This dataset contains the samples and the models trained and tested in this article. It also contains the directories used for generating the samples. It contains five separated compressed files:
- samplesAndModels.tar.xz (41.5MB)
- samples/: The samples used for training and testing all the models in the article.
- ransomwareSamples_train: The ransomware samples (for each binary) once the inactive ones were removed (32 hours).
- ransomwareSamples_test: All ransomware samples for each binary. Including those gathered when the ransomware was still not started or was already finished the encryption (122 hours).
- userSamples: All user samples splitted by day (0 to 6). The 'day0' samples were used for training the models (except for the case of training day comparison)
- scaler.scaler: The StandardScaler object use for normalizing the sample values.
- NN_CNN_LSTM_Comparison/: NN, CNN and LSTM model generated and compared in Section 3.3 of the article. These models were trained with all ransomware samples and the 'day0' users' traffic trace.
- chronologicalModel/: It contains the models generated for the chronological evaluation.
- MODEL-ALT/: It contains the models generated for the comparison between training with different day of not-infected traffic.
- Standard1Directory.tar.xz (MB)
- inputfile_Standard1: Configuration file for generating the Standard1 directory.
- Standard1/: Directory Standard1 generated with impressions software (link here).
- Standard2Directory.tar.xz (MB)
- inputfile_Standard2: Configuration file for generating the Standard2 directory.
- Standard2/: Directory Standard2 generated with impressions software (link here).
- SmallFilesDirectory.tar.xz (MB)
- inputfile_SmallFiles: Configuration file for generating the SmallFiles directory.
- SmallFiles/: Directory SmallFiles generated with impressions software (link here).
- LargeFilesDirectory.tar.xz (MB)
- inputfile_LargeFiles: Configuration file for generating the LargeFiles directory.
- LargeFiles/: Directory LargeFiles generated with impressions software (link here).
The files containing samples are structured as follows:
- Each line is one sample.
- Each sample has 30 features, the label (1 if it is 'infected' sample and 0 if it is not) and the timestamp of the last sample interval in the trace (in seconds since the beginning of the trace).

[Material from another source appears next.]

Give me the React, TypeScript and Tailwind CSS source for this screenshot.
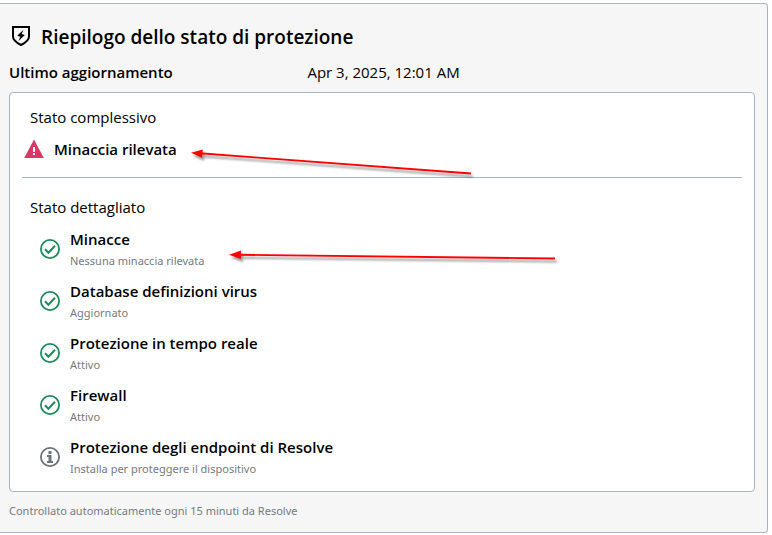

- The features are separated by ',' because it is a csv file.
- The values are not normalized, but the StandardScaler object use for doing it is in the file scaler.scaler
The models can be loaded in a python script using keras. Some important considerations about them are explained in the following lines.
Neural Network model (NN)
The Neural Network model is composed by three hidden layers with 512, 256 and 128 cells. The input layer has 30 cells, and the output one has only 1 (binary classification).
The complete information about its structure is in NN.json, in the main repository's directory. The file was obtained by the command to_json() from the keras model.
Convolutional Neural Network model (CNN)
The Convolutional Neural Network model is composed by two convolutiona layers followed by two pooling layers and the last one unit dense layer for classify the binary sample.
The complete information about its structure is in CNN.json, in the main repository's directory. The file was obtained by the command to_json() from the keras model.
Long Short Term Memory models (LSTM)
ALl the Long Short Term Memory models compiled in this article has the same structure. They have the input layer and an additional hidden one, followed by the output layer that has only one cell.
As in previous cases, the complete information is in LSTM.json, in the main repository's directory. The file was obtained by the command to_json() from the keras model.
General considerations
In a prediction, each model gets a value between 0 and 1, instead of getting a binary output. Due to our classification problem is binary (two classes), we should set a threshold for the classifier output. After some experiments we considered that the best option is set the threshold to 0.99, because the false positives are much more problematic than the false negatives. All the experiments performed in the article has been performed with this threshold.